- [EXERCISE DIRECTIONS] Repeat the listing that follows, character for character, minus the pictures.

◆ ◆ ◆

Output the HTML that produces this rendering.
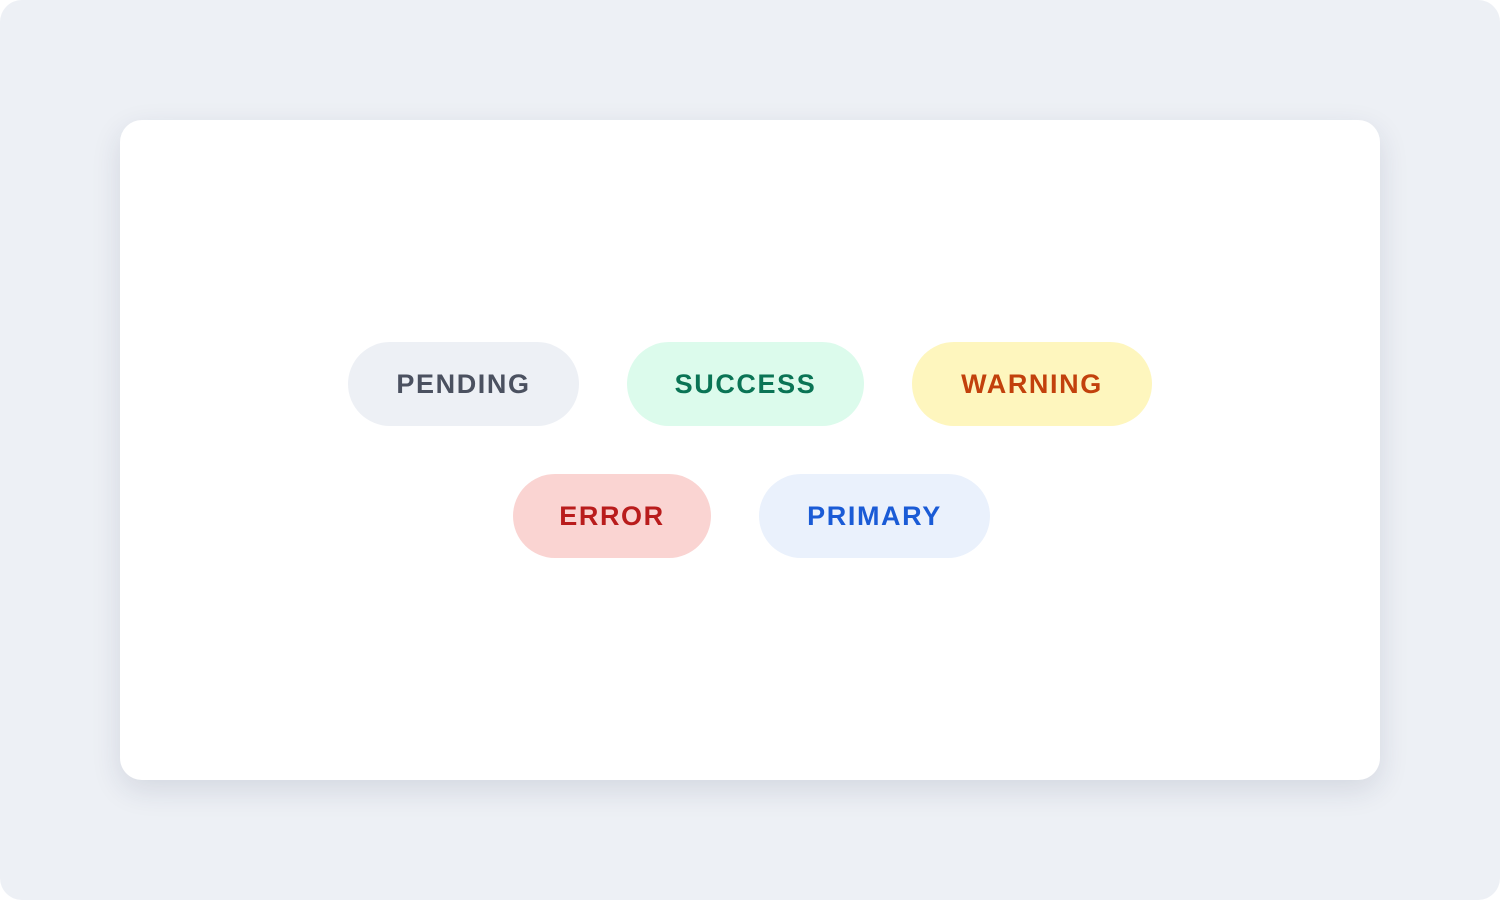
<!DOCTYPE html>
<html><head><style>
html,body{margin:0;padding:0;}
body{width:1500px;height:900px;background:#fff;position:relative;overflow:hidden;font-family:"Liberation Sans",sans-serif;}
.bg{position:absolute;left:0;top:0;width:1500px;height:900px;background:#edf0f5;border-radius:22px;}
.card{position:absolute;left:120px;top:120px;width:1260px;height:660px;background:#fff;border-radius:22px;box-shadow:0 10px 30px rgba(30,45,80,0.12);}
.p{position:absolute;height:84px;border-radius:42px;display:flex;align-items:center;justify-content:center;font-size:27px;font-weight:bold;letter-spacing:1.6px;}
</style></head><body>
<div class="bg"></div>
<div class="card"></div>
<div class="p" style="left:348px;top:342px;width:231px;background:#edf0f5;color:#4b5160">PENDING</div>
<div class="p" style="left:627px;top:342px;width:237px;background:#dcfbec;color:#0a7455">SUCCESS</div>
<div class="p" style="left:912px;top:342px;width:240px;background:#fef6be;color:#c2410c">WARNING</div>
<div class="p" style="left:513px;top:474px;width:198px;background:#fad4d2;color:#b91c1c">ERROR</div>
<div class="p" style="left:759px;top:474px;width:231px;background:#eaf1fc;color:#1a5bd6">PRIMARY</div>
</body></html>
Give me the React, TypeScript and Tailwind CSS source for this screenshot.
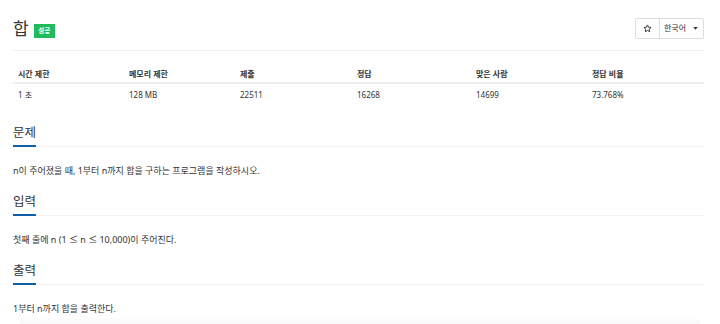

◆ ◆ ◆

- [TASK SOLUTION]
Output the HTML that produces this rendering.
<!DOCTYPE html>
<html><head><style>
html,body{margin:0;padding:0;}
body{width:1500px;height:900px;background:#fff;position:relative;overflow:hidden;font-family:"Liberation Sans",sans-serif;}
.bg{position:absolute;left:0;top:0;width:1500px;height:900px;background:#edf0f5;border-radius:22px;}
.card{position:absolute;left:120px;top:120px;width:1260px;height:660px;background:#fff;border-radius:22px;box-shadow:0 10px 30px rgba(30,45,80,0.12);}
.p{position:absolute;height:84px;border-radius:42px;display:flex;align-items:center;justify-content:center;font-size:27px;font-weight:bold;letter-spacing:1.6px;}
</style></head><body>
<div class="bg"></div>
<div class="card"></div>
<div class="p" style="left:348px;top:342px;width:231px;background:#edf0f5;color:#4b5160">PENDING</div>
<div class="p" style="left:627px;top:342px;width:237px;background:#dcfbec;color:#0a7455">SUCCESS</div>
<div class="p" style="left:912px;top:342px;width:240px;background:#fef6be;color:#c2410c">WARNING</div>
<div class="p" style="left:513px;top:474px;width:198px;background:#fad4d2;color:#b91c1c">ERROR</div>
<div class="p" style="left:759px;top:474px;width:231px;background:#eaf1fc;color:#1a5bd6">PRIMARY</div>
</body></html>
Give me the React, TypeScript and Tailwind CSS source for this screenshot.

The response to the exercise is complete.